Google Ads are a powerful way for businesses to earn website visitors and monetize interactions.
Enterprise users pay for Google Ads to increase their value and reach more potential customers. What about nonprofits that may not have the money for a Google Ads campaign?
Well, for nonprofits, Google Ad Grants are the answer.
Ad Grants are designed for nonprofit organizations and allow them to tap into Google’s powerful advertising network for free. If your group is eligible, it will receive $10,000 per month for Google Ads.
Eligible nonprofits must apply through Google to receive a grant. Nonprofits must meet certain criteria to be eligible, which can be found at the Google Grant certification. Aside from meeting the requirements to receive donations, nonprofits must also:
- Have a website that states the nonprofit goals and mission.
- Be legally registered as a nonprofit.
Similar to Google Ad Grants is the Google Earth Outreach program, which allows nonprofits to access enterprise features on Google Maps for free. For example, users can get map credits, location data for donations, and business-specific tools.
Google Cloud Pricing
Perhaps the biggest benefit of using Google Cloud as a nonprofit is its affordability. Certainly, Google’s cloud platform delivers the easiest way to save money across computing, storage, security, and productivity.
For even more savings, Nonprofits can tap into the Sustained Usage Discount (SUD). This is an automatic discount that applies when specific instances are running each month. Instances run only in specific circumstances, but they can save you a significant amount of money each month.

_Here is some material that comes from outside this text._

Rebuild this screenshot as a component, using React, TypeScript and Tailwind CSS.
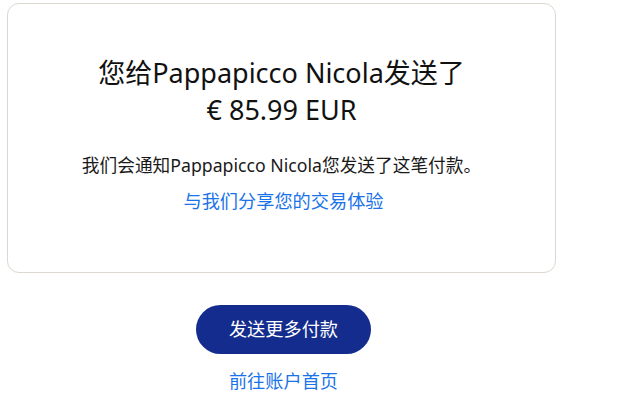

If instances run for 25% of the month, Google will cut 20% off the original cost. When running 50% and 75% of the time will get you further savings up to a 30% discount for instances that run 100% of the time.
In addition to the SUD initiative, it’s also worth remembering the sheer number of freebies G4NP provides, whether it is Google Workspace’s security, Google Ad Grants, or other tools. For nonprofits looking to streamline their finances, Google Cloud is an attractive option.
Leveraging Google Cloud as a Nonprofit
Google Cloud is one of the most popular cloud platforms. In business, the service has several major competitors, but when it comes to nonprofit cloud services, Google is in front of the competition.
With the Google for Nonprofit solution, the company has a dedicated cloud platform designed for charitable organizations. With Gmail, Google Drive, YouTube, Ads, document editing, and Google Maps along for the ride, Google Cloud presents a potent package for nonprofits.
5 thoughts on “Google Cloud for Nonprofits (how it helps, why it’s best)”
Thanks for your awesome article! We’re a non-profit historical group in San Francisco (outsidelands.org) with a question for you …
Do you know how we can rent out space and only space cheaply. Google would be our first choice, as we assume they’d be interested in non-profits and in particular one so close to their HQ. The idea is to maintain a large storage space for images, videos and podcasts and do so such that they can be served up quickly by an http request.
Thanks – glad you found this helpful. I checked out your site briefly and it’s cool what you guys are doing.
For personal/organizational file storage and management I’m a huge fan of Drive – it’s easy to share folders and files, and to keep things organized. Google makes it easy to search and find what you’re looking for as well.
But if you’re looking for a way to speed up delivery to the public, you may want to look into upgraded servers (to host the files) and a CDN for improved delivery to visitors around the country and world. A Content Delivery Network (CDN) basically allows your large images and video files to be cached on servers close to users – this way they load faster and it doesn’t bog down the primary servers your website is hosted on. So if someone from New York wanted to browse through large historical images or videos on your site they wouldn’t have to keep requesting it from your site’s primary server in San Fran … those files would be cached and available on a server right near NYC for that user.
I’m not exactly sure what kind of a solution you’re looking for, but it sounds like a combination of a robust hosting solution for your site/files and Google’s cloud CDN for fast delivery to the end user would be a fit. I’m not sure exactly what kind of pricing they offer nonprofits on that, but my guess is it’s far better than what the rest of us would pay.
Hope this helps – good luck!
First, great to make contact and know that you’re watching this site. Nice.
Second, as I wasn’t sure if anyone would read my post (and actually I assumed it would go only to you via email – this is fine though) I didn’t really explain what I’m looking for. So taking a step back to clear up the mud …
I’m actually asking a super simple question. As an example (there are many different versions of this example but I’ll stick to serving up images), if my html is requesting that an image be server up to a web client I can either serve it up via the same server my html code is on or I can serve it up from elsewhere. It makes no difference to the user if done correctly – same speed more or less. User won’t know the difference. Since storage space is dirt cheap I’m going to move all data like images to some server elsewhere. That way I don’t need to upgrade to a more expensive hosting plan/account.
We’re talking about 200 GB here, so maybe that better defines my questions.
There are tons of ways to do this myself but I don’t want to since it’s obvious that a company like google could simply rent me some space on a server that does nothing but serve up my images. And it should be dirt cheap to do this. Like no more than $10/month. For a non-profit maybe less than $5/mo.
Hopefully you understand what I mean here. Simply mean something like apache sitting on a server with 200 GB+ storage – take the request. Serve up data.
A point that may not be obvious: we’re all set with hosting. No need to change anything there – we love what we have. I guess without telling you that it’s impossible for you to know this point. Sorry!
To further clear the mud, someone made an excellent point today that what I’m asking about is a bit like youtube for podcasts and images. Basically that’s what youtube does: i upload vids to google server and they’re served up to me when I request them from the server that stores them.
So same thing here, but I’d rather have control over my space on the server rather than have youtube look at my stuff and compress it or whatever they do. Hope this makes sense.